* GIVEN MATERIAL *
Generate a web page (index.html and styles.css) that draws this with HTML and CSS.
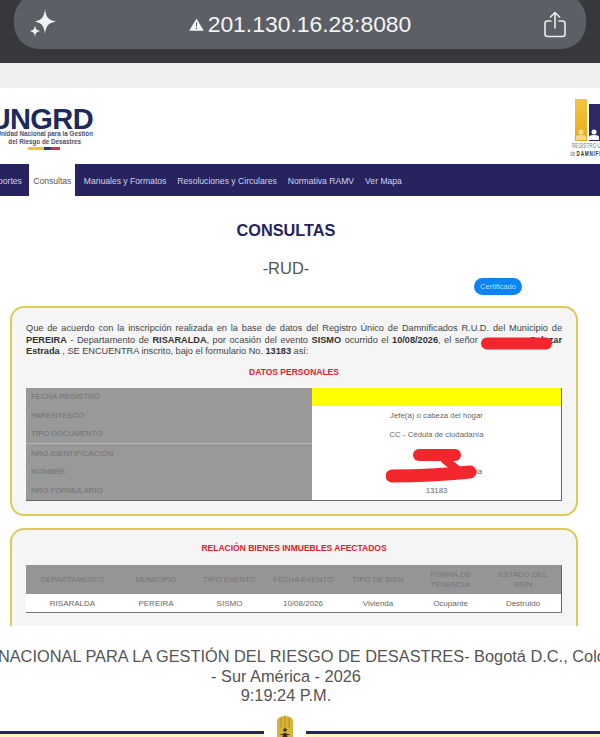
FILE: index.html
```html
<!DOCTYPE html>
<html lang="es">
<head>
  <meta charset="UTF-8">
  <title>Consultas RUD</title>
  <meta name="viewport" content="width=device-width, initial-scale=1">
  <link rel="stylesheet" href="styles.css">
</head>
<body>
  <div class="browser-bar">
    <div class="url-pill">
      <svg class="sparkle" width="36" height="36" viewBox="0 0 36 36">
        <path d="M18 3 C19 11 21 14 29 15.500 C21 17 19 20 18 28 C17 20 15 17 8 15.500 C15 14 17 11 18 3Z" fill="#f0f1f3"/>
        <path d="M8 19 C8.500 23 9.500 24 13 25 C9.500 26 8.500 27 8 31 C7.500 27 6.500 26 3 25 C6.500 24 7.500 23 8 19Z" fill="#f0f1f3"/>
      </svg>
      <div class="url">
        <svg width="15" height="13" viewBox="0 0 15 13">
          <path d="M7.500 0.500 L14.800 12.800 H0.200Z" fill="#f4f4f5"/>
          <path d="M6.900 4.500 H8.100 L7.900 8.800 H7.100Z M6.800 9.700 H8.200 V11 H6.800Z" fill="#5c5f65"/>
        </svg>
        <span>201.130.16.28:8080</span>
      </div>
      <svg class="share" width="24" height="27" viewBox="0 0 24 27" fill="none" stroke="#eceded" stroke-width="1.600" stroke-linecap="round" stroke-linejoin="round">
        <path d="M8 10 H4.500 Q2 10 2 12.500 V23 Q2 25.500 4.500 25.500 H19.500 Q22 25.500 22 23 V12.500 Q22 10 19.500 10 H16"/>
        <path d="M12 17 V2 M7.500 6 L12 1.500 L16.500 6"/>
      </svg>
    </div>
  </div>
  <div class="browser-gap"></div>

  <header class="site-header">
    <div class="logo-ungrd">
      <div class="logo-name">UNGRD</div>
      <div class="logo-sub">Unidad Nacional para la Gestión<br>del Riesgo de Desastres</div>
      <div class="flag-strip"><i class="flag-y"></i><i class="flag-b"></i><i class="flag-r"></i></div>
    </div>
    <div class="logo-rud">
      <div class="rud-bars">
        <div class="rud-bar rud-bar-y">
          <svg width="10" height="11" viewBox="0 0 10 11"><circle cx="5" cy="3" r="2.500" fill="#f7dc8c"/><path d="M0 11 V8 Q0 6 5 6 Q10 6 10 8 V11Z" fill="#f7dc8c"/></svg>
        </div>
        <div class="rud-bar rud-bar-b">
          <svg width="10" height="11" viewBox="0 0 10 11"><circle cx="5" cy="3" r="2.500" fill="#fff"/><path d="M0 11 V8 Q0 6 5 6 Q10 6 10 8 V11Z" fill="#fff"/></svg>
        </div>
      </div>
      <div class="rud-text">REGISTRO ÚNICO<br><span>de <b>DAMNIFICADOS</b></span></div>
    </div>
  </header>

  <nav class="main-nav">
    <a>Soportes</a>
    <a class="active">Consultas</a>
    <a>Manuales y Formatos</a>
    <a>Resoluciones y Circulares</a>
    <a>Normativa RAMV</a>
    <a>Ver Mapa</a>
  </nav>

  <h1 class="page-title">CONSULTAS</h1>
  <h2 class="page-sub">-RUD-</h2>
  <div class="cert-row"><button class="cert-btn">Certificado</button></div>

  <section class="card card-main">
    <p class="intro">
      Que de acuerdo con la inscripción realizada en la base de datos del Registro Único de Damnificados R.U.D. del Municipio de
      <b>PEREIRA</b> - Departamento de <b>RISARALDA</b>, por ocasión del evento <b>SISMO</b> ocurrido el <b>10/08/2026</b>, el señor
      <span class="name-gap"></span> <b>Salazar Estrada</b> , SE ENCUENTRA inscrito, bajo el formulario No. <b>13183</b> así:
    </p>
    <svg class="scribble scribble-name" width="71" height="13" viewBox="0 0 71 13"><path d="M6 6.500 H65" stroke="#f2262c" stroke-width="12" stroke-linecap="round"/></svg>
    <h3 class="card-title">DATOS PERSONALES</h3>
    <table class="person-table">
      <tr class="row-mark"><th>FECHA REGISTRO</th><td></td></tr>
      <tr><th>PARENTESCO</th><td>Jefe(a) o cabeza del hogar</td></tr>
      <tr><th>TIPO DOCUMENTO</th><td>CC - Cédula de ciudadanía</td></tr>
      <tr class="row-line"><th>NRO.IDENTIFICACIÓN</th><td></td></tr>
      <tr><th>NOMBRE</th><td><span class="name-hidden"></span>la</td></tr>
      <tr><th>NRO.FORMULARIO</th><td>13183</td></tr>
    </table>
    <svg class="scribble scribble-id" width="92" height="36" viewBox="0 0 92 36" fill="none" stroke="#f2262c" stroke-linecap="round" stroke-linejoin="round">
      <path d="M33 6 H69" stroke-width="12"/>
      <path d="M59 11 L72 21" stroke-width="8"/>
      <path d="M6 27 Q45 27 84 23" stroke-width="13"/>
    </svg>
  </section>

  <div class="card-clip">
    <section class="card card-goods">
      <h3 class="card-title">RELACIÓN BIENES INMUEBLES AFECTADOS</h3>
      <table class="goods-table">
        <tr>
          <th>DEPARTAMENTO</th><th>MUNICIPIO</th><th>TIPO EVENTO</th><th>FECHA EVENTO</th><th>TIPO DE BIEN</th><th>FORMA DE TENENCIA</th><th>ESTADO DEL BIEN</th>
        </tr>
        <tr>
          <td>RISARALDA</td><td>PEREIRA</td><td>SISMO</td><td>10/08/2026</td><td>Vivienda</td><td>Ocupante</td><td>Destruido</td>
        </tr>
      </table>
    </section>
  </div>

  <footer class="site-footer">
    <div>UNIDAD NACIONAL PARA LA GESTIÓN DEL RIESGO DE DESASTRES- Bogotá D.C., Colombia</div>
    <div>- Sur América - 2026</div>
    <div>9:19:24 P.M.</div>
  </footer>

  <div class="footer-rule">
    <div class="rule-line rule-left"></div>
    <svg class="hand" width="20" height="24" viewBox="0 0 20 24">
      <path d="M2 7 Q2 3 4 3 Q5 1 7 1.500 Q10 -0.500 13 1.500 Q15 1 16 3 Q18 3 18 7 V24 H2Z" fill="#d9b23a"/>
      <path d="M6 3 V13 M10 2 V13 M14 3 V13" stroke="#a9852a" stroke-width="0.800" fill="none"/>
      <circle cx="10" cy="15" r="1.800" fill="#3a3320"/>
      <path d="M7 24 L8.500 18 H11.500 L13 24Z M5.500 19 H14.500 V20 H5.500Z" fill="#3a3320"/>
    </svg>
    <div class="rule-line"></div>
  </div>
</body>
</html>
```

FILE: styles.css
```css
html, body { margin: 0; padding: 0; height: 737px; overflow: hidden; background: #fff; }
body { width: 600px; font-family: "Liberation Sans", Arial, sans-serif; color: #444; position: relative; }

/* browser chrome */
.browser-bar { height: 63px; background: #37383b; padding: 0 14px; box-sizing: border-box; overflow: hidden; }
.url-pill { height: 49px; margin-top: -6px; position: relative; background: #5c5f65; border-radius: 25px; display: flex; align-items: center; justify-content: center; padding-top: 6px; }
.url { display: flex; align-items: center; gap: 4px; color: #f4f4f5; font-size: 22.900px; }
.sparkle { position: absolute; left: 13px; top: 12px; }
.share { position: absolute; right: 19px; top: 17px; }
.browser-gap { height: 25px; background: #f0f0f0; }

/* header */
.site-header { height: 76px; display: flex; justify-content: space-between; overflow: hidden; }
.logo-ungrd { width: 93px; padding-top: 18px; display: flex; flex-direction: column; align-items: flex-end; }
.logo-name { font-size: 29px; font-weight: bold; color: #1d2a5c; line-height: 26px; letter-spacing: -0.600px; white-space: nowrap; }
.logo-sub { font-size: 6.300px; font-weight: bold; color: #4a5070; line-height: 7.600px; text-align: center; white-space: nowrap; margin-top: -2px; }
.flag-strip { display: flex; height: 3px; margin: 1.500px 33px 0 0; }
.flag-strip i { display: block; }
.flag-y { width: 16px; background: #f2c230; }
.flag-b { width: 7px; background: #2a3b7a; }
.flag-r { width: 9px; background: #d9303a; }
.logo-rud { width: 30px; padding-top: 11px; white-space: nowrap; }
.rud-bars { display: flex; align-items: flex-end; gap: 2px; height: 42px; margin-left: 5px; }
.rud-bar { width: 11.500px; display: flex; align-items: flex-end; justify-content: center; padding-bottom: 1px; box-sizing: border-box; flex-shrink: 0; }
.rud-bar-y { height: 42px; background: linear-gradient(#f3c63c, #e8a91c); }
.rud-bar-b { height: 37px; background: #2e2a63; }
.rud-text { font-size: 7.500px; line-height: 8px; color: #777; margin-top: 1px; margin-left: 2px; transform: scaleX(0.620); transform-origin: left; }
.rud-text span { margin-left: -3px; }
.rud-text b { color: #333; letter-spacing: 1.200px; }

/* nav */
.main-nav { height: 32px; background: #26235f; display: flex; align-items: stretch; margin-left: -18px; width: 618px; font-size: 8.600px; color: #d2d2ea; }
.main-nav a { display: flex; align-items: center; padding: 2px 5.500px 0; white-space: nowrap; }
.main-nav .active { background: #fff; color: #555; padding: 2px 3.800px 0; margin: 0 3px 0 2px; }

/* titles */
.page-title { width: 572px; margin: 25px 0 0; text-align: center; font-size: 16.300px; line-height: 18px; color: #26235f; }
.page-sub { width: 572px; margin: 20px 0 0; text-align: center; font-size: 16.500px; line-height: 18px; font-weight: normal; color: #555; }
.cert-row { display: flex; justify-content: flex-end; padding-right: 78px; margin-top: 1px; }
.cert-btn { width: 48px; height: 17px; padding: 0; border: none; border-radius: 9px; background: #0d84f2; color: #b9dcfb; font-family: inherit; font-size: 7.500px; }

/* cards */
.card { width: 568px; margin-left: 10px; box-sizing: border-box; border: 2px solid #dccb5a; border-radius: 14px; background: #f5f5f6; padding: 0 14px; position: relative; }
.card-main { height: 210px; margin-top: 11px; padding-top: 15px; }
.card-clip { height: 98px; margin-top: 12px; overflow: hidden; }
.card-goods { height: 112px; padding-top: 4px; }
.intro { margin: 0; font-size: 9.200px; line-height: 11.500px; text-align: justify; color: #444; }
.intro b { color: #333; }
.name-gap { display: inline-block; width: 45px; }
.card-title { margin: 9px 0 0; text-align: center; font-size: 8.500px; line-height: 11px; color: #e0202f; }
.scribble { position: absolute; }
.scribble-name { left: 469px; top: 29px; }
.scribble-id { left: 374px; top: 141px; }

/* tables */
table { border-collapse: collapse; width: 100%; table-layout: fixed; font-size: 7.800px; }
.person-table { margin-top: 10px; border-right: 1px solid #666; border-bottom: 1px solid #666; background: #fff; }
.person-table th { width: 281px; height: 18.500px; padding: 0 0 0 5px; background: #999; color: #727272; font-weight: normal; text-align: left; }
.person-table td { padding: 0; text-align: center; color: #666; }
.row-mark td { background: #ff0; }
.row-line th { border-top: 1px solid #b5b5b5; }
.name-hidden { display: inline-block; width: 85px; }
.goods-table { margin-top: 11px; border-right: 1px solid #666; border-bottom: 1px solid #777; background: #fff; }
.goods-table th { height: 29px; padding: 0 3px; background: #959595; color: #767676; font-weight: normal; text-align: center; line-height: 10px; }
.goods-table th:nth-child(1) { width: 87px; }
.goods-table th:nth-child(2) { width: 68px; }
.goods-table th:nth-child(3) { width: 67px; }
.goods-table th:nth-child(4) { width: 68px; }
.goods-table th:nth-child(5) { width: 70px; }
.goods-table th:nth-child(6) { width: 63px; }
.goods-table th:nth-child(7) { padding: 0 12px; }
.goods-table td { height: 18px; padding: 0; text-align: center; color: #666; font-size: 8px; }

/* footer */
.site-footer { width: 572px; margin-top: 21px; display: flex; flex-direction: column; align-items: center; font-size: 16.350px; line-height: 19.500px; color: #555; white-space: nowrap; }
.footer-rule { display: flex; align-items: flex-start; gap: 12px; margin-top: 9px; }
.rule-line { flex: 1; height: 7px; margin-top: 16px; border-top: 3px solid #26235f; box-sizing: border-box; background: #fdf3c4; }
.rule-left { flex: none; width: 264px; }
.hand { flex-shrink: 0; margin: 0 -1px; }
```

* WHAT THIS TASK INVOLVES *
Extract every line containing the string "index" from the material.

* TASK RESULT *
Generate a web page (index.html and styles.css) that draws this with HTML and CSS.
FILE: index.html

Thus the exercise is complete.